● **REQUIREMENT**: Can you find the lines of the listing that include "components" and copy every one?
--- DATASET CONTENT ---
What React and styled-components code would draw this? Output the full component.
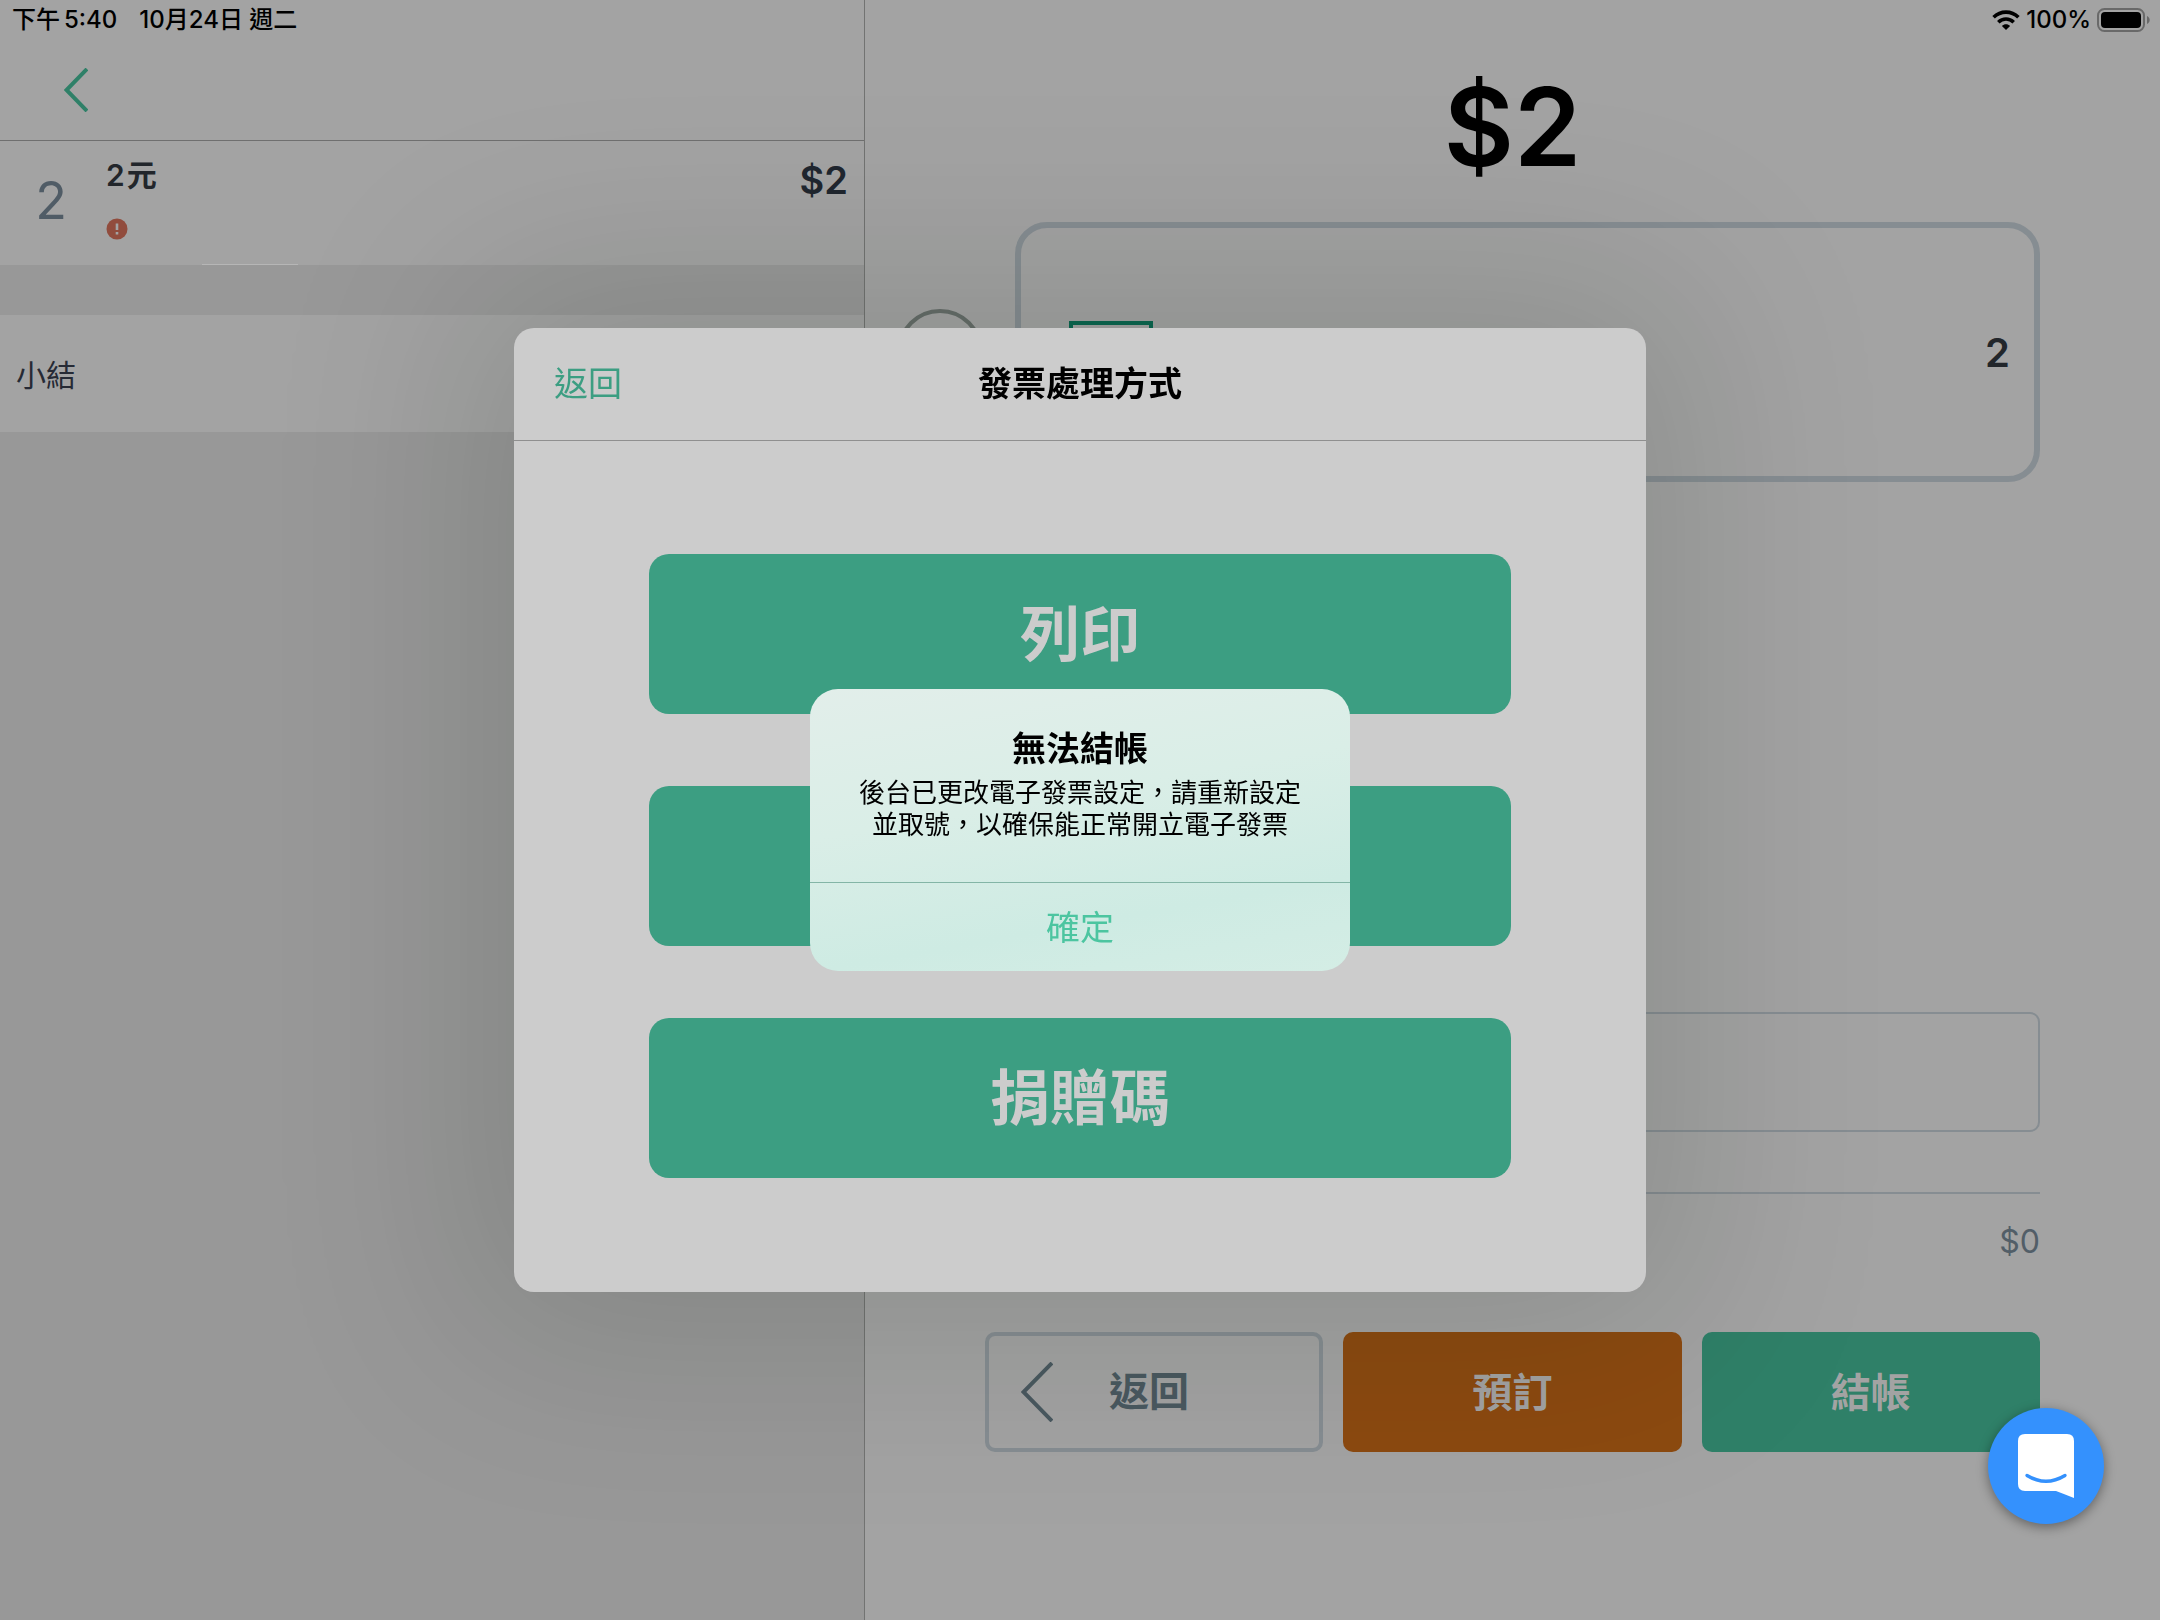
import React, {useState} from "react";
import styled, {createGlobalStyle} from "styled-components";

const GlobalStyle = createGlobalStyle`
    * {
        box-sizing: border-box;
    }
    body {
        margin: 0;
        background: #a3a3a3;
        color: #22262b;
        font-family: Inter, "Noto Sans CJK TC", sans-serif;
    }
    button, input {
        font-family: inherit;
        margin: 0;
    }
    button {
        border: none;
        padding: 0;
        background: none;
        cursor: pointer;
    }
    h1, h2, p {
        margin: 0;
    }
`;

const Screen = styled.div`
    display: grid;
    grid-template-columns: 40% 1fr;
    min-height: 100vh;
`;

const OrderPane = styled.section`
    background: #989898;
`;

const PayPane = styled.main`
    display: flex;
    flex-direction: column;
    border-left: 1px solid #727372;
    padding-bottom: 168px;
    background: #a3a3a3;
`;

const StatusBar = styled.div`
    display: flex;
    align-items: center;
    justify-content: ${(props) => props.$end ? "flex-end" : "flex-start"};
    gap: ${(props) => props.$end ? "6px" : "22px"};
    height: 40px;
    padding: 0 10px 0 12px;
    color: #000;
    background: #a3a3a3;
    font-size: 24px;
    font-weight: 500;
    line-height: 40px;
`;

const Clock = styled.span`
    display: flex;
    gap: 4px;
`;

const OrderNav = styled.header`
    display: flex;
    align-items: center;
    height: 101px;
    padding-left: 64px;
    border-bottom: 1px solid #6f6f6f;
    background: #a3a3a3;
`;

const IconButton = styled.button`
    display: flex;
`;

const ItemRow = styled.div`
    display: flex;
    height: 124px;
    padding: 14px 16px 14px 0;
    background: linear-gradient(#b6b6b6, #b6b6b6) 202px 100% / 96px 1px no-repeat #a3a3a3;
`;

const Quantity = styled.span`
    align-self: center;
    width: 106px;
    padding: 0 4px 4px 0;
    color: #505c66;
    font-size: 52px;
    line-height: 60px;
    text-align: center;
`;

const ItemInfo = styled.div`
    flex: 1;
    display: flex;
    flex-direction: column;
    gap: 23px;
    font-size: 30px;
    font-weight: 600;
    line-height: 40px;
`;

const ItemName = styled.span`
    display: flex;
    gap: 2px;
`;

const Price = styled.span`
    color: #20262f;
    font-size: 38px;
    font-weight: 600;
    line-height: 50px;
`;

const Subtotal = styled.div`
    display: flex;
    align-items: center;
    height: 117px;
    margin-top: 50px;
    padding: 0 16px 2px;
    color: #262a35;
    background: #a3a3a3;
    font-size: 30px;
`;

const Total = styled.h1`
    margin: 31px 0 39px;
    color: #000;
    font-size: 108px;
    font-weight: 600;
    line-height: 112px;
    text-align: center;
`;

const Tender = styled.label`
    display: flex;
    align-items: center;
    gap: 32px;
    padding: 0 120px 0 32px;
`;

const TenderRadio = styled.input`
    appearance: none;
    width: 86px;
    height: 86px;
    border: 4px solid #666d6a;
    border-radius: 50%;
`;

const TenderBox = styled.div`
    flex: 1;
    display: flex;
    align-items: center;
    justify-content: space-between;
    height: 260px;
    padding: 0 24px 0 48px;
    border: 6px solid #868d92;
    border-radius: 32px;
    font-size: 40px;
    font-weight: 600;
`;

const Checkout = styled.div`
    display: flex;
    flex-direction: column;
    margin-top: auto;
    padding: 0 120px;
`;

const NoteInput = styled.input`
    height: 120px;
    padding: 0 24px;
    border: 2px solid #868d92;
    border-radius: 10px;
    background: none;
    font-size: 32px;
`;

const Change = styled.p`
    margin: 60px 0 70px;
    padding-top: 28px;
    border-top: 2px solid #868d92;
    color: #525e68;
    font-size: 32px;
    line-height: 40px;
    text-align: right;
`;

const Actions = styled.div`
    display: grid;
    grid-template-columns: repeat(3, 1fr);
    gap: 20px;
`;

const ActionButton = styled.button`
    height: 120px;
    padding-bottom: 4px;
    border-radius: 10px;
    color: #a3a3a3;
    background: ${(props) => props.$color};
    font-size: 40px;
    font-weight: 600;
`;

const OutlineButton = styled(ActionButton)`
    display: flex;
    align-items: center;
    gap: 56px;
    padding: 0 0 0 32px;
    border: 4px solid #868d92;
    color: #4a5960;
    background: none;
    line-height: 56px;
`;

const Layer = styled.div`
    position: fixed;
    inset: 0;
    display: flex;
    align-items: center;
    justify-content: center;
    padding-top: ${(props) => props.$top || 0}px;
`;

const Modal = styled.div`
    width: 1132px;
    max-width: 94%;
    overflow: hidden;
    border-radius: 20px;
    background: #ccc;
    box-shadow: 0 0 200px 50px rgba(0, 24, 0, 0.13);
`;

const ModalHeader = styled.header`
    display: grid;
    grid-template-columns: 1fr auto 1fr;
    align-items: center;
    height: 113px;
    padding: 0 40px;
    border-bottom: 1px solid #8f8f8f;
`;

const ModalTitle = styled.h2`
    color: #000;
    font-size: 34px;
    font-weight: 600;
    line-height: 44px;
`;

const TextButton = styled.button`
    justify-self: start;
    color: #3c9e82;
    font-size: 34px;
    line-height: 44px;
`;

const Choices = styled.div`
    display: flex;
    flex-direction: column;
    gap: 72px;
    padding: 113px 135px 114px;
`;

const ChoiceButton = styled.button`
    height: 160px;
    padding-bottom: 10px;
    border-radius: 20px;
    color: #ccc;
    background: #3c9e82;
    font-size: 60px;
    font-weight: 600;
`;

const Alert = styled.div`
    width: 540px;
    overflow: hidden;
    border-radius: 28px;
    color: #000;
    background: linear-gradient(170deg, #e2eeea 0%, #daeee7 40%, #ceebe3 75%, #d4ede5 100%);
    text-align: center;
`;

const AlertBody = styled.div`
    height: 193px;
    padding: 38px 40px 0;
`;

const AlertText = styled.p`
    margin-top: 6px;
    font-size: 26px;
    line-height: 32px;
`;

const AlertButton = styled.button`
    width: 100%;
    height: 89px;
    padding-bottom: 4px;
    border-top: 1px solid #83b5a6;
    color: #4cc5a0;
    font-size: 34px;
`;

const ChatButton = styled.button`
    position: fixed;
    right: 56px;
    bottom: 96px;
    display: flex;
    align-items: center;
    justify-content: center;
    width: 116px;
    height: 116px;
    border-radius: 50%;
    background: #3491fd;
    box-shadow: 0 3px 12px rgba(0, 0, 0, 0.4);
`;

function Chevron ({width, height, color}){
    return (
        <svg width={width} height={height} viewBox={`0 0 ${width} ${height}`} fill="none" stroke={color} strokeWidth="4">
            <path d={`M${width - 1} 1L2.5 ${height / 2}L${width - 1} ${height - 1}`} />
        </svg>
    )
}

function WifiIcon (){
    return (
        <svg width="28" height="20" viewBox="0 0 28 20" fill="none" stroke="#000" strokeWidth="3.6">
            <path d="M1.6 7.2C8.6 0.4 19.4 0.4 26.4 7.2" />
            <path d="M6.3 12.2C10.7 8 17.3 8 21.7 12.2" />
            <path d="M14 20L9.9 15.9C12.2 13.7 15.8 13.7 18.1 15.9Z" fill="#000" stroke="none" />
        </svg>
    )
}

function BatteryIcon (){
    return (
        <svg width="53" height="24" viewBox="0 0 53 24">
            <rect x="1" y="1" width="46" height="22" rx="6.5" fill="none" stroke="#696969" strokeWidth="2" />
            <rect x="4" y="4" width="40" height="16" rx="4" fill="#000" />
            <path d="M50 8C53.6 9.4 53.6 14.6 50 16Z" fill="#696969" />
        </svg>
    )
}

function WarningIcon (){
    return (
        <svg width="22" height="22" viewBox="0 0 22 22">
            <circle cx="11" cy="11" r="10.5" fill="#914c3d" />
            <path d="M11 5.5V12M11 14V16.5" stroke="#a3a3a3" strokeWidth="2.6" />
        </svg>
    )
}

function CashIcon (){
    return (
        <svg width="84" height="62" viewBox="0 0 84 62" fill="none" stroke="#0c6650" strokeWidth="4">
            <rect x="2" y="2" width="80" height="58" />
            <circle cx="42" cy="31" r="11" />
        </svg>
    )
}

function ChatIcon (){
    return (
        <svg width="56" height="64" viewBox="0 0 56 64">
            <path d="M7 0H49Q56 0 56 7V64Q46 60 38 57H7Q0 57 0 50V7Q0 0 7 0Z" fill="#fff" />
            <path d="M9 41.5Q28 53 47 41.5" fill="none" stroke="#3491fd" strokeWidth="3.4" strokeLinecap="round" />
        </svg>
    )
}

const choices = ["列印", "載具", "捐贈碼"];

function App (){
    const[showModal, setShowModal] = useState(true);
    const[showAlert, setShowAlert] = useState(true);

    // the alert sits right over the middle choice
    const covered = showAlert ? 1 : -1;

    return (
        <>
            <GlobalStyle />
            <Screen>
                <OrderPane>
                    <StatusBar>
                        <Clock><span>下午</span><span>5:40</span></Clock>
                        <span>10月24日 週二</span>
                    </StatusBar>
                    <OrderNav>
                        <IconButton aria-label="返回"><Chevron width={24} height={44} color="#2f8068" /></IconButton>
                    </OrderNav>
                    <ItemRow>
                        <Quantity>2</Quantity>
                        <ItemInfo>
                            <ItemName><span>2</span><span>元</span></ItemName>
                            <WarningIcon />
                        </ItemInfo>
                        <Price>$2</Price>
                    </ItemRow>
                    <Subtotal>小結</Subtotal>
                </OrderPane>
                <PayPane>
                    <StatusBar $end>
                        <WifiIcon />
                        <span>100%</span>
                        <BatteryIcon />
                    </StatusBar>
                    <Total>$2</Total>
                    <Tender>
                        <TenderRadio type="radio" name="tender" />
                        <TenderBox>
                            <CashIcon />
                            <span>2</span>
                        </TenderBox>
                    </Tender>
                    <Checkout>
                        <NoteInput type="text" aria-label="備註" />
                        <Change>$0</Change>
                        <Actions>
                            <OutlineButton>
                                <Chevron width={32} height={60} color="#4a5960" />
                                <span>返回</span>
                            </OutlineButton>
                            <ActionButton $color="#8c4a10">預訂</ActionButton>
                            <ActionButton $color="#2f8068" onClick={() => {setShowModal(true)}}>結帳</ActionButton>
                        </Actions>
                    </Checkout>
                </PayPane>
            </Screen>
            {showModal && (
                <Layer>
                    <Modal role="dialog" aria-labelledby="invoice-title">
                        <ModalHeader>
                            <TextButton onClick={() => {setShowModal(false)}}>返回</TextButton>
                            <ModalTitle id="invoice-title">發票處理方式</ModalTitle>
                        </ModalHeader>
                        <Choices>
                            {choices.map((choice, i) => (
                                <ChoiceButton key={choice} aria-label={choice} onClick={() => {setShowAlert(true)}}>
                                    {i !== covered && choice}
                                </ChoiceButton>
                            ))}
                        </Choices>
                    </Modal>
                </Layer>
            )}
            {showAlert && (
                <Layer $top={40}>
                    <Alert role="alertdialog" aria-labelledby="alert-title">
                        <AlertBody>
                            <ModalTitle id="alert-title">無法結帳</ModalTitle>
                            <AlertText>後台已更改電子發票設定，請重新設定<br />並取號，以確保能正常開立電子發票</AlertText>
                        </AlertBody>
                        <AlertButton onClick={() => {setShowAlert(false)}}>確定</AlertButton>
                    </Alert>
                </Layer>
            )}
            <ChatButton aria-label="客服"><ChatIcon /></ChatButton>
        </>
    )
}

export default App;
---
● **FULL OUTPUT**:
What React and styled-components code would draw this? Output the full component.
import styled, {createGlobalStyle} from "styled-components";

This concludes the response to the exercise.